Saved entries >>
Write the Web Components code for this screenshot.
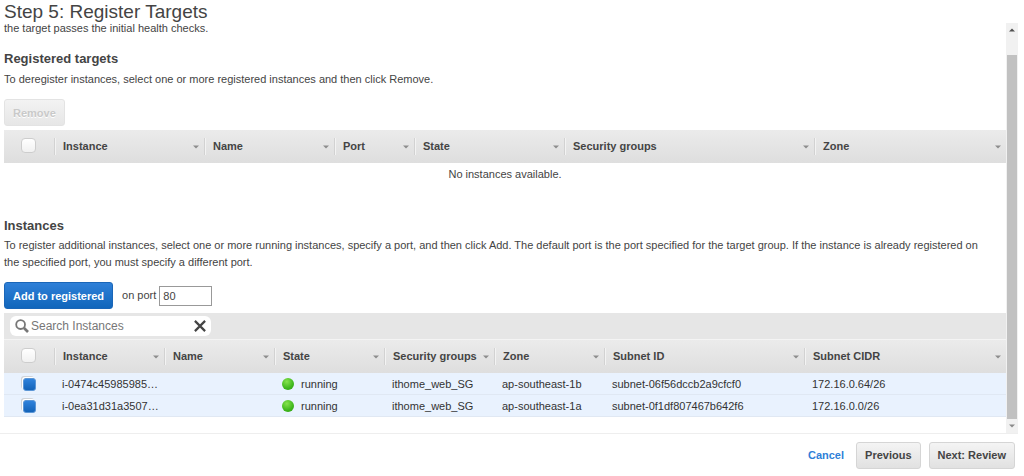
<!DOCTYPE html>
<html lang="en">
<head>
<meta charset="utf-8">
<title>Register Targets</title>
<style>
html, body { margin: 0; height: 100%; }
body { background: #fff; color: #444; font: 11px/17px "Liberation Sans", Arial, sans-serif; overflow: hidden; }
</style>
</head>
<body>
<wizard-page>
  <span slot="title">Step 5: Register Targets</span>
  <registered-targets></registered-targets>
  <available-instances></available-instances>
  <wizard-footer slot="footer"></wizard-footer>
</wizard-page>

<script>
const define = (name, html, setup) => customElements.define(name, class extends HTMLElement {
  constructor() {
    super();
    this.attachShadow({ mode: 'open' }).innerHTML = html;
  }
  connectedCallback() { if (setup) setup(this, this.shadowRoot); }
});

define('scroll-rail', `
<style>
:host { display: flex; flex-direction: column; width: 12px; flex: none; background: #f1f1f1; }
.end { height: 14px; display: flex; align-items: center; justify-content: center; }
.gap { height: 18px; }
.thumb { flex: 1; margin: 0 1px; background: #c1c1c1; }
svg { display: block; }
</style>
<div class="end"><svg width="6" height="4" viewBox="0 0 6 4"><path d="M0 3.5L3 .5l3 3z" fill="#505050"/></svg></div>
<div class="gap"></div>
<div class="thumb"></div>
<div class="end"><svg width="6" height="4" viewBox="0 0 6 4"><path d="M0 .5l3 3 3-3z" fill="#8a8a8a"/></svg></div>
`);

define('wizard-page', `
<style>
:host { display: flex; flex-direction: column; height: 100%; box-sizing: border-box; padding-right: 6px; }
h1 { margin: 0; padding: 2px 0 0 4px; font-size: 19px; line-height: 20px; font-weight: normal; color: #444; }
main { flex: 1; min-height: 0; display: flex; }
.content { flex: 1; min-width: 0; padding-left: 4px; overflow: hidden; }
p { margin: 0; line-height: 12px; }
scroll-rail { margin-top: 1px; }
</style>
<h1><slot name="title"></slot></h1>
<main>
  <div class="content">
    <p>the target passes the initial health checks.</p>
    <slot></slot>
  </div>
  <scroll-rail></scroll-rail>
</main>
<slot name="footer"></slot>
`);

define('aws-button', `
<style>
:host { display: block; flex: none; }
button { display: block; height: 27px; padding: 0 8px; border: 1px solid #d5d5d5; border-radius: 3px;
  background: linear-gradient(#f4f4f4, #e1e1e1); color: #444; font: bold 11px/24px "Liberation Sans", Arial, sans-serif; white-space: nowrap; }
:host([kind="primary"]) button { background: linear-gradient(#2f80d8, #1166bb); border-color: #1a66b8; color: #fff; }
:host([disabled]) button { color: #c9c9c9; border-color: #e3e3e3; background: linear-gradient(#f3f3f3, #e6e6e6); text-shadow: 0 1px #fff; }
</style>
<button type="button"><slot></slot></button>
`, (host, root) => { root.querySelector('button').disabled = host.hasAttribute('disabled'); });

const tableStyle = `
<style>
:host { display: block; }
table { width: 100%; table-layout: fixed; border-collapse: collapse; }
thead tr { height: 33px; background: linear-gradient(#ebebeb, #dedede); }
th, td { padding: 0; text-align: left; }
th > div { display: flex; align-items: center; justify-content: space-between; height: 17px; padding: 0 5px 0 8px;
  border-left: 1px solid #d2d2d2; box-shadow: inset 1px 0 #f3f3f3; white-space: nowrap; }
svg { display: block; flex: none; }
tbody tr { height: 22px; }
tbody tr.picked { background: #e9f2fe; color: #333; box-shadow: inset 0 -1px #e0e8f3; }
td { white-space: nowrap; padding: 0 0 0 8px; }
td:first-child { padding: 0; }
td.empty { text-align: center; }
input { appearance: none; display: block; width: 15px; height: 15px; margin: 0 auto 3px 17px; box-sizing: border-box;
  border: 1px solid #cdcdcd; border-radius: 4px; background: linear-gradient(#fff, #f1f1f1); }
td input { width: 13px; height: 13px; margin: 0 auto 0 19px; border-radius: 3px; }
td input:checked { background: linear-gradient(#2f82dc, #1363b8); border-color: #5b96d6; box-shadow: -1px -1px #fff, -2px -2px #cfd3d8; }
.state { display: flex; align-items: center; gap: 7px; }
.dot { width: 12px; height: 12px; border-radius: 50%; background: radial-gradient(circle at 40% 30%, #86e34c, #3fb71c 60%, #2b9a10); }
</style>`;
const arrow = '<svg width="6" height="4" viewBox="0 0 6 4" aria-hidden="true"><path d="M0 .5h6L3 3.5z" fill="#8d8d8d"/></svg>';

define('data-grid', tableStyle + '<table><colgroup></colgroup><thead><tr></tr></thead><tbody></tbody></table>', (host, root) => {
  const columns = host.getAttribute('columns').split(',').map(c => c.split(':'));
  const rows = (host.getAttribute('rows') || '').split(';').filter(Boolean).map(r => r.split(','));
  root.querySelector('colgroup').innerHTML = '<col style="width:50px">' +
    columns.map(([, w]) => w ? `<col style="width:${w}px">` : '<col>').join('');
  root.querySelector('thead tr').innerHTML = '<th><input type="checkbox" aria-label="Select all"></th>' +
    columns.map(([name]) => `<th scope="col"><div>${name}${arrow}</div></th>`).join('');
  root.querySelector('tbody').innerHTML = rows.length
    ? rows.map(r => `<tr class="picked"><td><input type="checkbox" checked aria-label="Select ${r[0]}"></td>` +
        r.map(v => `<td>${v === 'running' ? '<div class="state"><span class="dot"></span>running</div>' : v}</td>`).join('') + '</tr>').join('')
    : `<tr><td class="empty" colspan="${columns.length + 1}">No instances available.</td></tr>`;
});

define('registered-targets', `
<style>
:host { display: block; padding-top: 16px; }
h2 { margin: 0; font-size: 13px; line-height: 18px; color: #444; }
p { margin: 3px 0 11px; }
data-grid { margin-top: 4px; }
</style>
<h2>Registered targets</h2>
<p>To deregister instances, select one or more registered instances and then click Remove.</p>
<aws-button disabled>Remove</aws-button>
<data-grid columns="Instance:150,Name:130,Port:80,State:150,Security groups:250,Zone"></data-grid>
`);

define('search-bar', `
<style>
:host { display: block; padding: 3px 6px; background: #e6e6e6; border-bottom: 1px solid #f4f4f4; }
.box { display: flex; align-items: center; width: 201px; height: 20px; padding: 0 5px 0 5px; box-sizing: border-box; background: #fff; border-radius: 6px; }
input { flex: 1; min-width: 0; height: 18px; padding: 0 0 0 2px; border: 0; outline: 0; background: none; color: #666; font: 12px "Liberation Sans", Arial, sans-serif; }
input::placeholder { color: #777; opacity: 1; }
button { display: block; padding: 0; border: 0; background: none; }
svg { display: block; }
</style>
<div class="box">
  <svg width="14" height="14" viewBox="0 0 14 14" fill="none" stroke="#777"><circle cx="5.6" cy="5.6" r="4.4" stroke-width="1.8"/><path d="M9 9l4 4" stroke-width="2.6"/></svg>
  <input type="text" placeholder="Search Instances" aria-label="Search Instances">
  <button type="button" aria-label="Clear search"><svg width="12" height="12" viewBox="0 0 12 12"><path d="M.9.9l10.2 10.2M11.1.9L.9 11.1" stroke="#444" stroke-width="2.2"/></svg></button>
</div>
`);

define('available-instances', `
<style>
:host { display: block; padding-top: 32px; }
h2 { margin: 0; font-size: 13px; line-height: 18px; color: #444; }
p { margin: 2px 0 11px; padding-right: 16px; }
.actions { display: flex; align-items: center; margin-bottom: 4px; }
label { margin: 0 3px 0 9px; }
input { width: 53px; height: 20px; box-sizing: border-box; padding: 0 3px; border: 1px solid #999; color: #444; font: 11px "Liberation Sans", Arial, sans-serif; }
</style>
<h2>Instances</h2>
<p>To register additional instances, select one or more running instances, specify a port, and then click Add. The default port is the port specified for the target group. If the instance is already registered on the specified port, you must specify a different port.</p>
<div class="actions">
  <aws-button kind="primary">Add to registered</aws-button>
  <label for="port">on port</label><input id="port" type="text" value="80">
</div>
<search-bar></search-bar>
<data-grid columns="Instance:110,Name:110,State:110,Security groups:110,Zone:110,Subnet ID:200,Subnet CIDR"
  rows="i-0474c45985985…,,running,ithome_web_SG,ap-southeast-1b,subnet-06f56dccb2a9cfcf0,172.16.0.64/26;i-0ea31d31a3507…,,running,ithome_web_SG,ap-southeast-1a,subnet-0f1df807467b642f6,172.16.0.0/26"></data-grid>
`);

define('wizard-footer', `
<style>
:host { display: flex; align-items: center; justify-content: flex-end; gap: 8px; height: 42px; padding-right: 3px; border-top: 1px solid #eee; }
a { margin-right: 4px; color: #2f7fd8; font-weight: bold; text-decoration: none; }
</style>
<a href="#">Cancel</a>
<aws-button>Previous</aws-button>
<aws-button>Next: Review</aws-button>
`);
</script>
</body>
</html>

* * *

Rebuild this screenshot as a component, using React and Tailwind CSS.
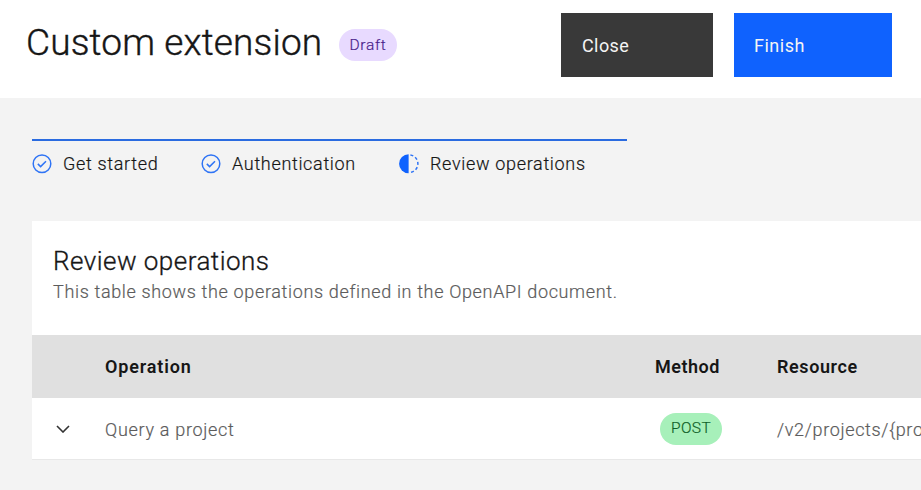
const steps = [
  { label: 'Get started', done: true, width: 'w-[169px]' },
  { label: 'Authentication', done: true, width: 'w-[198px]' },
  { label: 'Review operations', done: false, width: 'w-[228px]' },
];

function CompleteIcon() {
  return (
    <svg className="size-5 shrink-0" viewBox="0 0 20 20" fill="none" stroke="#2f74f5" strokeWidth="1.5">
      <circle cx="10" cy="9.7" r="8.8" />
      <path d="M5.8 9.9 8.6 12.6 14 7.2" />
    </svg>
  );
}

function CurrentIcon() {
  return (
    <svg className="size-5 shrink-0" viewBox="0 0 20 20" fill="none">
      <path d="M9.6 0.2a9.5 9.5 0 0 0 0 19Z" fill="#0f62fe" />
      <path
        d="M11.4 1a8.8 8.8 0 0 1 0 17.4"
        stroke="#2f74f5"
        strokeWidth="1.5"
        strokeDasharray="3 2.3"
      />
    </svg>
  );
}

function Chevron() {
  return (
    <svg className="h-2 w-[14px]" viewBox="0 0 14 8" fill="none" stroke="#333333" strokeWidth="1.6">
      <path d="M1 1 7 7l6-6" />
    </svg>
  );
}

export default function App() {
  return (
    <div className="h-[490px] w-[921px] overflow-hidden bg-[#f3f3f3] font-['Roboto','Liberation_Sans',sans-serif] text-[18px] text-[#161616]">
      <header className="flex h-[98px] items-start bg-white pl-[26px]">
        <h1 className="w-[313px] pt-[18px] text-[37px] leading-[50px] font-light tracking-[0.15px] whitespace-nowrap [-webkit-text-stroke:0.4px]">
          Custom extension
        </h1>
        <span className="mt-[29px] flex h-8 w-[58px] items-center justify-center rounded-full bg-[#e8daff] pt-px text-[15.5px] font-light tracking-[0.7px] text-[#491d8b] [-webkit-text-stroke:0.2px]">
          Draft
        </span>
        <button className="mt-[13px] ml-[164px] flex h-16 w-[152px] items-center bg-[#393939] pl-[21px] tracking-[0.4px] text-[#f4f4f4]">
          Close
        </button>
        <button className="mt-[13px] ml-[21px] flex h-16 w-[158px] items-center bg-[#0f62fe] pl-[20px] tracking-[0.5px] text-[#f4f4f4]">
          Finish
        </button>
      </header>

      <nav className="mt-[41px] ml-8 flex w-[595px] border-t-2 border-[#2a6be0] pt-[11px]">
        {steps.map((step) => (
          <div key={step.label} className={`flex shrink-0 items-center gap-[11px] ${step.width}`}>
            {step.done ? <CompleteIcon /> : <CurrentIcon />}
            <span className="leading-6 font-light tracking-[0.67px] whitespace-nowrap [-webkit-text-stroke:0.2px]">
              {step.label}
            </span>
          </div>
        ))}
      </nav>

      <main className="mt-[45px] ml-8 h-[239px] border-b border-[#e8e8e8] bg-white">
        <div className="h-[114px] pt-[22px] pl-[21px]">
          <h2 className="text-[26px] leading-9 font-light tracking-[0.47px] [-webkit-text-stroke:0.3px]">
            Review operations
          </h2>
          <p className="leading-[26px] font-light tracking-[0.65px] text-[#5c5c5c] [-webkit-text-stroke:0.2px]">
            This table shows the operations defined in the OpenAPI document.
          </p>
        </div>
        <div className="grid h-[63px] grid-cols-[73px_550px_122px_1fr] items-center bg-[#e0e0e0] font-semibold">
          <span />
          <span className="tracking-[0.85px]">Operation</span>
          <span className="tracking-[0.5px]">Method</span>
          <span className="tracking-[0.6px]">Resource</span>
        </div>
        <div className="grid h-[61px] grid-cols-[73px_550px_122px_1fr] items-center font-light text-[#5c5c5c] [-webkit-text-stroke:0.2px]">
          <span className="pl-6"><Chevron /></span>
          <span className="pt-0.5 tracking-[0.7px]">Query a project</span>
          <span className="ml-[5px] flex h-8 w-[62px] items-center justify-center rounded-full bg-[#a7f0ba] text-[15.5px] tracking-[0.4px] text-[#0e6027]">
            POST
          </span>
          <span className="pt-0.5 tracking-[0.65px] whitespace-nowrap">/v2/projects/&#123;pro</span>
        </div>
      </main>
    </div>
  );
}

* * *

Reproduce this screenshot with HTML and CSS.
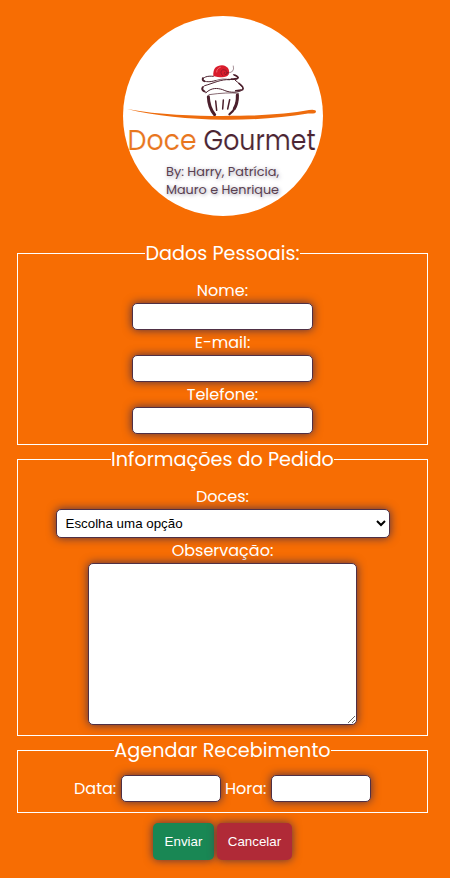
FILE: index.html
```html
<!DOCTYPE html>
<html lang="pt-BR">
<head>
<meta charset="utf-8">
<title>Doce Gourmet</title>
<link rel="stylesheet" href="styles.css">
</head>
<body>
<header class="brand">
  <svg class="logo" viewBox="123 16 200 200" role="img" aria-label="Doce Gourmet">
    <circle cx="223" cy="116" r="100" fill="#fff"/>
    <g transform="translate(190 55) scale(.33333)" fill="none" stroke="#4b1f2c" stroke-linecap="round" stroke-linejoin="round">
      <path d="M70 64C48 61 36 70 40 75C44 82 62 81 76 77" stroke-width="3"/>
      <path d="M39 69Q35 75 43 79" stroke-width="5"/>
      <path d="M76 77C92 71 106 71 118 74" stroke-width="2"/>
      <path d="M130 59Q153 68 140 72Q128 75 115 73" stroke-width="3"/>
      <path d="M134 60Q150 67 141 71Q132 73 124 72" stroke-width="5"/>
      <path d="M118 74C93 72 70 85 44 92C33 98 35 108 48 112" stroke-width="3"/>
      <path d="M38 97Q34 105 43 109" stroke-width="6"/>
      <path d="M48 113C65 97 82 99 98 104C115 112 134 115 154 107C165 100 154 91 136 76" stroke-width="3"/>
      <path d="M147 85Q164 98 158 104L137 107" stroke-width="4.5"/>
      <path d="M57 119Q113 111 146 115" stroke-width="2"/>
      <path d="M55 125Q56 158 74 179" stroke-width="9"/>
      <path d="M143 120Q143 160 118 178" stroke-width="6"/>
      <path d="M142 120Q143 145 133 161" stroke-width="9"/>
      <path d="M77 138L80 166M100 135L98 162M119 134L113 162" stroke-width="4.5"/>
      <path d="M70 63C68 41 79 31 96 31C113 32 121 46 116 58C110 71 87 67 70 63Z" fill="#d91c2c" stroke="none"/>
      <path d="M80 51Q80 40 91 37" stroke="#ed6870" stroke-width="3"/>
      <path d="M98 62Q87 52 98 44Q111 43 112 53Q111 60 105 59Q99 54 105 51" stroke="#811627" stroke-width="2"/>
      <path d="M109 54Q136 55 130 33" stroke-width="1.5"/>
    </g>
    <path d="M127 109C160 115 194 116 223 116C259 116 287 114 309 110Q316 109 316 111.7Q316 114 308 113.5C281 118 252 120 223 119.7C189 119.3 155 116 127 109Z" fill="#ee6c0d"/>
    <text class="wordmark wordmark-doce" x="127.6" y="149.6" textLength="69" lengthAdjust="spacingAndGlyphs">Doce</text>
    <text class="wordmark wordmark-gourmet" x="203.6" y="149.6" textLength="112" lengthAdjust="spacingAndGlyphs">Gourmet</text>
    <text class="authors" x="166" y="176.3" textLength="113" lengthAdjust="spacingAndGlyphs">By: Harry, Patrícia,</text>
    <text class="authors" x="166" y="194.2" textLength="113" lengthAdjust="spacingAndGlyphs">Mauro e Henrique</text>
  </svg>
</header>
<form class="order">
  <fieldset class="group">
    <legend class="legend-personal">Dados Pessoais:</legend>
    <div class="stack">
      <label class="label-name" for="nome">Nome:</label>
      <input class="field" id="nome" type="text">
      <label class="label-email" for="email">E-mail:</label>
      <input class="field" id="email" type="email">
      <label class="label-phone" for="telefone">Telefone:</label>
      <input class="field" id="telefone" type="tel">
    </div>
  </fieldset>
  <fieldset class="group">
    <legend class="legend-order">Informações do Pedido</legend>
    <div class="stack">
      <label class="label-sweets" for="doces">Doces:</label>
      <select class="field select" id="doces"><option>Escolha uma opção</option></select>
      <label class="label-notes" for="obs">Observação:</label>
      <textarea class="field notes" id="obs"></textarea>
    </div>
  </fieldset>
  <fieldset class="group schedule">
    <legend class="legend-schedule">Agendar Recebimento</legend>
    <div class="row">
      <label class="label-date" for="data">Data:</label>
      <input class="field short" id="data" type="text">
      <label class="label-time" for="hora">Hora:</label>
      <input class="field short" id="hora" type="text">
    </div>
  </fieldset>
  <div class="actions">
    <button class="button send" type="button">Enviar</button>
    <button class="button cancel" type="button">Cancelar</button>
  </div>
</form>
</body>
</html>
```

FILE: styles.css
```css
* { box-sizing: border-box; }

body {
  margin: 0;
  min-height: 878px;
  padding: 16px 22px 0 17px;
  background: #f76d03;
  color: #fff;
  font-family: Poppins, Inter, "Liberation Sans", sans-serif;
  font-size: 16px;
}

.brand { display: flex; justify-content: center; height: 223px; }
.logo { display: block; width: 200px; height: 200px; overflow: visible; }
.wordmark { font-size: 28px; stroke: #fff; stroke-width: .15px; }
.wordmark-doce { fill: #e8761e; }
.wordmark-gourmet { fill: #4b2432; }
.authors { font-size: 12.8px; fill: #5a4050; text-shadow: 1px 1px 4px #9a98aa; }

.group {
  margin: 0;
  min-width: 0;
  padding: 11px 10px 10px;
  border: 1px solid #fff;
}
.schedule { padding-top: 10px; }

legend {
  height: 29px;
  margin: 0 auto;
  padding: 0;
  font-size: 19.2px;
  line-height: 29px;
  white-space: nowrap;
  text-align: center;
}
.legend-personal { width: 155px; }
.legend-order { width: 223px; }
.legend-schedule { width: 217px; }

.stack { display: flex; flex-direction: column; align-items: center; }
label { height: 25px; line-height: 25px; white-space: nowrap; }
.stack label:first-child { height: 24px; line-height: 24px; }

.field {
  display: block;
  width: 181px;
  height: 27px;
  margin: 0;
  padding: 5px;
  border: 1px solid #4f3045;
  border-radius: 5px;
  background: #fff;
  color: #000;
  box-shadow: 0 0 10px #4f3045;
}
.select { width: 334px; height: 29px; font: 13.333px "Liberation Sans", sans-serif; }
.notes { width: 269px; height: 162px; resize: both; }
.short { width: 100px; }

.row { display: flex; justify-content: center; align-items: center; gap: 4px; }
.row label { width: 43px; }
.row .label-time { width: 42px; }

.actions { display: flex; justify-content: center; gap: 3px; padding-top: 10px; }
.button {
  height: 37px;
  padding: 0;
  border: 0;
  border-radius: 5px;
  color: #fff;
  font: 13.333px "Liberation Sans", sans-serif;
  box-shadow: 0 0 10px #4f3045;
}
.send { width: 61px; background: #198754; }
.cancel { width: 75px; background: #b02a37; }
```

SHORT PROBLEM >>
Gather up, from the records above, each line where the word "screenshot" appears.

FINAL RESULT >>
Write the Web Components code for this screenshot.
Rebuild this screenshot as a component, using React and Tailwind CSS.
Reproduce this screenshot with HTML and CSS.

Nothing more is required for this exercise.